If you copy only one lesson, let it be this: economy before ego. Farm the wave, ward the angle, pivot items to live—and then, be the closer.

Frequently asked questions (FAQ)

1) Is Oheb really the MPL PH Season 15 MVP?

Yes. Official season pages list Kiel “Oheb” Soriano as the Season MVP for MPL PH S15, with Team Liquid PH finishing as top seed and champions; Sanji earned Finals MVP.

2) When did Oheb join Team Liquid PH?

Roster records show Oheb joining Team Liquid PH in 2025, taking the gold lane role alongside a star-studded lineup.

3) Why is he called the “Filipino Sniper”?

The nickname traces back to his Beatrix performances—especially during the M3 World Championship era—where precise Renner shots and consistent carry play made him a highlight staple.

4) What’s a recent example of his dominance in international play?

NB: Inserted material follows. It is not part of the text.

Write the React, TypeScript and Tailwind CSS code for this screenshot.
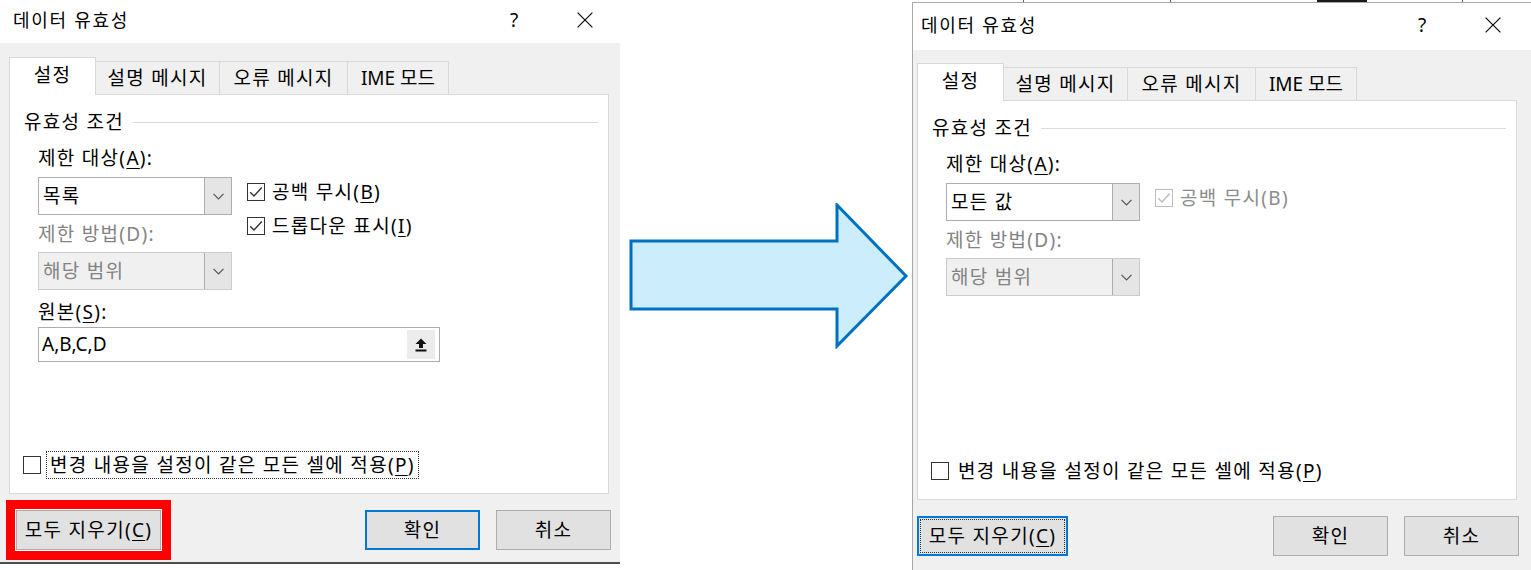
import React from "react";

type Variant = "before" | "after";

function U({ children }: { children: React.ReactNode }) {
  return <span className="underline decoration-1 underline-offset-[3px]">{children}</span>;
}

function Chevron() {
  return (
    <svg width="11" height="7" viewBox="0 0 11 7">
      <path d="M0.5 0.8 L5.5 5.8 L10.5 0.8" fill="none" stroke="#555555" strokeWidth="1.2" />
    </svg>
  );
}

function CloseIcon() {
  return (
    <svg width="16" height="16" viewBox="0 0 16 16">
      <path d="M0.6 0.6 L15.4 15.4 M15.4 0.6 L0.6 15.4" fill="none" stroke="#111111" strokeWidth="1.3" />
    </svg>
  );
}

function CheckBox({ checked, disabled }: { checked?: boolean; disabled?: boolean }) {
  const c = disabled ? "#bcbcbc" : "#333333";
  return (
    <svg width="18" height="18" viewBox="0 0 18 18" className="shrink-0">
      <rect x="0.5" y="0.5" width="17" height="17" fill="white" stroke={c} />
      {checked && <path d="M3.2 9.2 L7 13 L14.8 4.6" fill="none" stroke={c} strokeWidth="1.4" />}
    </svg>
  );
}

function Combo({ value, disabled }: { value: string; disabled?: boolean }) {
  return (
    <div
      className={`flex h-[38px] w-[194px] border ${
        disabled ? "border-[#cccccc] bg-[#f0f0f0] text-[#838383]" : "border-[#adadad] bg-white text-black"
      }`}
    >
      <div className="flex flex-1 items-center pl-[4px]">{value}</div>
      <div className="flex w-[27px] items-center justify-center border-l border-[#adadad] bg-[#e5e5e5]">
        <Chevron />
      </div>
    </div>
  );
}

function UploadIcon() {
  return (
    <svg width="12" height="14" viewBox="0 0 12 14">
      <polygon points="6,0.5 11.5,6 8,6 8,10 4,10 4,6 0.5,6" fill="#111111" />
      <rect x="0.5" y="11.5" width="11" height="2" fill="#111111" />
    </svg>
  );
}

function Arrow() {
  return (
    <svg width="280" height="146" viewBox="0 0 280 146" className="ml-[9px] mt-[203px]">
      <polygon
        points="2,38 208,38 208,2 277,73 208,143 208,106 2,106"
        fill="#ccedfb"
        stroke="#0070c0"
        strokeWidth="3"
        strokeLinejoin="miter"
      />
    </svg>
  );
}

function Dialog({ variant }: { variant: Variant }) {
  const before = variant === "before";
  return (
    <div
      className={`flex flex-col bg-[#f0f0f0] text-[19px] tracking-[1.3px] text-black ${
        before ? "h-[564px] w-[620px] border-b-2 border-[#4d4d4d]" : "flex-1 border-l border-t border-[#a8a8a8]"
      }`}
    >
      {/* title bar */}
      <div
        className={`flex items-center bg-white pb-[3px] ${
          before ? "h-[43px] pl-[13px] pr-[27px]" : "h-[47px] pl-[8px] pr-[30px]"
        }`}
      >
        <span className="flex-1 text-[18px] tracking-[1.7px]">데이터 유효성</span>
        <span className="w-[20px] text-center text-[19px] tracking-normal">?</span>
        <span className="ml-[53px] flex w-[16px] items-center">
          <CloseIcon />
        </span>
      </div>

      <div className={`flex flex-col ${before ? "mt-[14px] pl-[9px]" : "mt-[13px] pl-[4px]"}`}>
        {/* tabs */}
        <div className="flex h-[37px] items-end">
          <div className="relative z-10 -mb-px flex h-[38px] w-[87px] items-center justify-center border border-b-0 border-[#d9d9d9] bg-white pb-[2px]">
            설정
          </div>
          <div className="flex h-[33px] w-[124px] items-center justify-center border-r border-t border-[#d9d9d9] bg-[#f0f0f0]">
            설명 메시지
          </div>
          <div className="flex h-[33px] w-[128px] items-center justify-center border-r border-t border-[#d9d9d9] bg-[#f0f0f0]">
            오류 메시지
          </div>
          <div className="flex h-[33px] w-[101px] items-center justify-center border-r border-t border-[#d9d9d9] bg-[#f0f0f0] tracking-normal">
            IME 모드
          </div>
        </div>

        {/* panel */}
        <div className="flex h-[400px] w-[600px] flex-col border border-[#d9d9d9] bg-white">
          <div className="mt-[16px] flex h-[22px] items-center gap-[9px] pl-[14px] pr-[10px]">
            <span>유효성 조건</span>
            <div className="h-px flex-1 bg-[#dcdcdc]" />
          </div>

          <div className="flex flex-col pl-[28px]">
            <div className="mt-[14px] flex h-[22px] items-center">
              제한 대상(<U>A</U>):
            </div>
            <div className="mt-[8px] flex gap-[15px]">
              <div className="flex w-[194px] flex-col">
                <Combo value={before ? "목록" : "모든 값"} />
                <div className="mt-[8px] flex h-[22px] items-center text-[#838383]">제한 방법(D):</div>
                <div className="mt-[7px]">
                  <Combo value="해당 범위" disabled />
                </div>
              </div>
              <div className="flex flex-col gap-[10px] pt-[3px]">
                {before ? (
                  <>
                    <div className="flex h-[24px] items-center gap-[7px]">
                      <CheckBox checked />
                      <span>
                        공백 무시(<U>B</U>)
                      </span>
                    </div>
                    <div className="flex h-[24px] items-center gap-[7px]">
                      <CheckBox checked />
                      <span>
                        드롭다운 표시(<U>I</U>)
                      </span>
                    </div>
                  </>
                ) : (
                  <div className="flex h-[24px] items-center gap-[7px] text-[#8c8c8c]">
                    <CheckBox checked disabled />
                    <span>공백 무시(B)</span>
                  </div>
                )}
              </div>
            </div>

            {before && (
              <>
                <div className="mt-[11px] flex h-[22px] items-center">
                  원본(<U>S</U>):
                </div>
                <div className="mt-[4px] flex h-[35px] w-[402px] border border-[#adadad] bg-white">
                  <div className="flex flex-1 items-center pl-[3px] tracking-normal">A,B,C,D</div>
                  <div className="my-[1px] mr-[3px] flex w-[30px] items-center justify-center border border-white bg-[#ececec]">
                    <UploadIcon />
                  </div>
                </div>
              </>
            )}
          </div>

          <div className="mb-[14px] ml-[13px] mt-auto flex items-center gap-[5px]">
            <CheckBox />
            <span
              className={`flex h-[28px] items-center border px-[3px] ${
                before ? "border-dotted border-[#333333]" : "border-transparent"
              }`}
            >
              변경 내용을 설정이 같은 모든 셀에 적용(<U>P</U>)
            </span>
          </div>
        </div>

        {/* buttons */}
        <div className="mt-[16px] flex w-[602px] items-start">
          {before ? (
            <div className="ml-[7px] flex h-[40px] w-[145px] items-center justify-center border border-[#adadad] bg-[#e1e1e1] shadow-[0_0_0_1px_#ffffff,0_0_0_10px_#ff0000]">
              모두 지우기(<U>C</U>)
            </div>
          ) : (
            <div className="flex h-[40px] w-[151px] border-2 border-[#0078d7] bg-[#e1e1e1] p-[1px]">
              <div className="flex flex-1 items-center justify-center border border-dotted border-[#333333]">
                모두 지우기(<U>C</U>)
              </div>
            </div>
          )}
          <div className="flex-1" />
          <div
            className={`flex h-[40px] w-[115px] items-center justify-center bg-[#e1e1e1] ${
              before ? "border-2 border-[#0078d7]" : "border border-[#adadad]"
            }`}
          >
            확인
          </div>
          <div className="ml-[16px] flex h-[40px] w-[115px] items-center justify-center border border-[#adadad] bg-[#e1e1e1]">
            취소
          </div>
        </div>
      </div>
    </div>
  );
}

export default function App() {
  return (
    <div className="flex h-[570px] w-[1531px] items-start overflow-hidden bg-white font-['Noto_Sans','Noto_Sans_CJK_KR',sans-serif] leading-none">
      <Dialog variant="before" />
      <div className="flex h-[570px] w-[292px] items-start">
        <Arrow />
      </div>
      <div className="flex h-[570px] w-[619px] flex-col">
        <div className="flex h-[2px] bg-white">
          <div className="w-[111px]" />
          <div className="w-px bg-[#666666]" />
          <div className="w-[146px]" />
          <div className="w-px bg-[#666666]" />
          <div className="w-[146px]" />
          <div className="w-[50px] bg-[#1a1a1a]" />
          <div className="w-[95px]" />
          <div className="w-px bg-[#666666]" />
        </div>
        <Dialog variant="after" />
      </div>
    </div>
  );
}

In MSC 2025’s opener, Oheb posted a 10/1/11 line and secured a Maniac on Harith as TLPH dominated Ultra Legends—an example of late-game cleanup executed with perfect timing.

5) What should aspiring gold laners practice first to emulate Oheb?

Start with wave mastery and survivability:
Aim for ≤2 deaths pre-15:00 in ranked;
Drill Renner-to-Nibiru swap (Beatrix) and post-dash punish timing;
Build two item paths per hero (standard vs. survive burst). Combine with clear comms: timers, enemy CDs, and objective calls.